- _Task prompt_:
Every line below should be copied exactly; drop the pictures.

- _Supplied material_:
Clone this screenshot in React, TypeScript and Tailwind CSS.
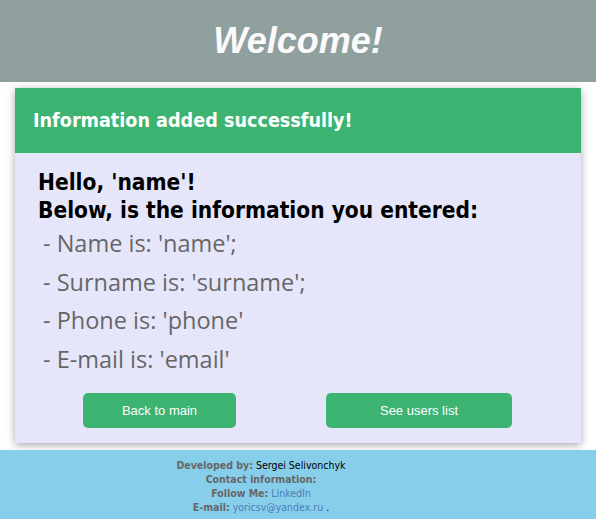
export default function App() {
  const items = ["Name is: 'name';", "Surname is: 'surname';", "Phone is: 'phone'", "E-mail is: 'email'"];

  return (
    <div className="min-h-[519px] flex flex-col bg-white">
      {/* шапка */}
      <header className="h-[82px] bg-[#8fa09e] flex items-center justify-center">
        <h1 className="text-[36px] font-bold italic text-[#fafafa] font-['Liberation_Sans',Arial,sans-serif]">Welcome!</h1>
      </header>

      <main className="px-[15px] pt-[6px] pb-[7px] bg-white">
        <div className="bg-[#e6e6fa] shadow-[0_2px_8px_rgba(0,0,0,0.35)]">
          <div className="h-[65px] bg-[#3cb371] flex items-center px-[18px]">
            <h2 className="text-[19.6px] font-bold text-white font-['DejaVu_Sans_Condensed','DejaVu_Sans',sans-serif]">
              Information added successfully!
            </h2>
          </div>
          <div className="px-[23px] pt-[15px] pb-[15px] font-['DejaVu_Sans_Condensed','DejaVu_Sans',sans-serif]">
            <p className="text-[22.5px] font-bold text-black leading-[28px]">Hello, 'name'!</p>
            <p className="text-[22.5px] font-bold text-black leading-[28px]">Below, is the information you entered:</p>
            <ul className="pl-[5px] font-['Open_Sans','Noto_Sans',sans-serif] text-[23.5px] text-[#666] leading-[38.5px]">
              {items.map((t) => (
                <li key={t}>- {t}</li>
              ))}
            </ul>
            <div className="flex gap-[90px] ml-[45px] mt-[15px]">
              <button className="w-[153px] h-[35px] rounded-[5px] bg-[#3cb371] text-white text-[13px] font-['Liberation_Sans',sans-serif]">
                Back to main
              </button>
              <button className="w-[186px] h-[35px] rounded-[5px] bg-[#3cb371] text-white text-[13px] font-['Liberation_Sans',sans-serif]">
                See users list
              </button>
            </div>
          </div>
        </div>
      </main>

      <footer className="flex-1 bg-[#87ceeb] text-center text-[10.5px] leading-[14px] pt-[8px] pb-[5px] pr-[74px] font-['DejaVu_Sans_Condensed','DejaVu_Sans',sans-serif] text-[#666]">
        <p><b>Developed by:</b> <span className="text-black">Sergei Selivonchyk</span></p>
        <p><b>Contact information:</b></p>
        <p><b>Follow Me:</b> <a className="text-[#4f7bb5]">LinkedIn</a></p>
        <p><b>E-mail:</b> <a className="text-[#4f7bb5]">yoricsv@yandex.ru</a> <span className="text-black">.</span></p>
      </footer>
    </div>
  );
}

- _Exercise answer_:
Clone this screenshot in React, TypeScript and Tailwind CSS.
export default function App() {
  const items = ["Name is: 'name';", "Surname is: 'surname';", "Phone is: 'phone'", "E-mail is: 'email'"];

  return (
    <div className="min-h-[519px] flex flex-col bg-white">
      {/* шапка */}
      <header className="h-[82px] bg-[#8fa09e] flex items-center justify-center">
        <h1 className="text-[36px] font-bold italic text-[#fafafa] font-['Liberation_Sans',Arial,sans-serif]">Welcome!</h1>
      </header>

      <main className="px-[15px] pt-[6px] pb-[7px] bg-white">
        <div className="bg-[#e6e6fa] shadow-[0_2px_8px_rgba(0,0,0,0.35)]">
          <div className="h-[65px] bg-[#3cb371] flex items-center px-[18px]">
            <h2 className="text-[19.6px] font-bold text-white font-['DejaVu_Sans_Condensed','DejaVu_Sans',sans-serif]">
              Information added successfully!
            </h2>
          </div>
          <div className="px-[23px] pt-[15px] pb-[15px] font-['DejaVu_Sans_Condensed','DejaVu_Sans',sans-serif]">
            <p className="text-[22.5px] font-bold text-black leading-[28px]">Hello, 'name'!</p>
            <p className="text-[22.5px] font-bold text-black leading-[28px]">Below, is the information you entered:</p>
            <ul className="pl-[5px] font-['Open_Sans','Noto_Sans',sans-serif] text-[23.5px] text-[#666] leading-[38.5px]">
              {items.map((t) => (
                <li key={t}>- {t}</li>
              ))}
            </ul>
            <div className="flex gap-[90px] ml-[45px] mt-[15px]">
              <button className="w-[153px] h-[35px] rounded-[5px] bg-[#3cb371] text-white text-[13px] font-['Liberation_Sans',sans-serif]">
                Back to main
              </button>
              <button className="w-[186px] h-[35px] rounded-[5px] bg-[#3cb371] text-white text-[13px] font-['Liberation_Sans',sans-serif]">
                See users list
              </button>
            </div>
          </div>
        </div>
      </main>

      <footer className="flex-1 bg-[#87ceeb] text-center text-[10.5px] leading-[14px] pt-[8px] pb-[5px] pr-[74px] font-['DejaVu_Sans_Condensed','DejaVu_Sans',sans-serif] text-[#666]">
        <p><b>Developed by:</b> <span className="text-black">Sergei Selivonchyk</span></p>
        <p><b>Contact information:</b></p>
        <p><b>Follow Me:</b> <a className="text-[#4f7bb5]">LinkedIn</a></p>
        <p><b>E-mail:</b> <a className="text-[#4f7bb5]">yoricsv@yandex.ru</a> <span className="text-black">.</span></p>
      </footer>
    </div>
  );
}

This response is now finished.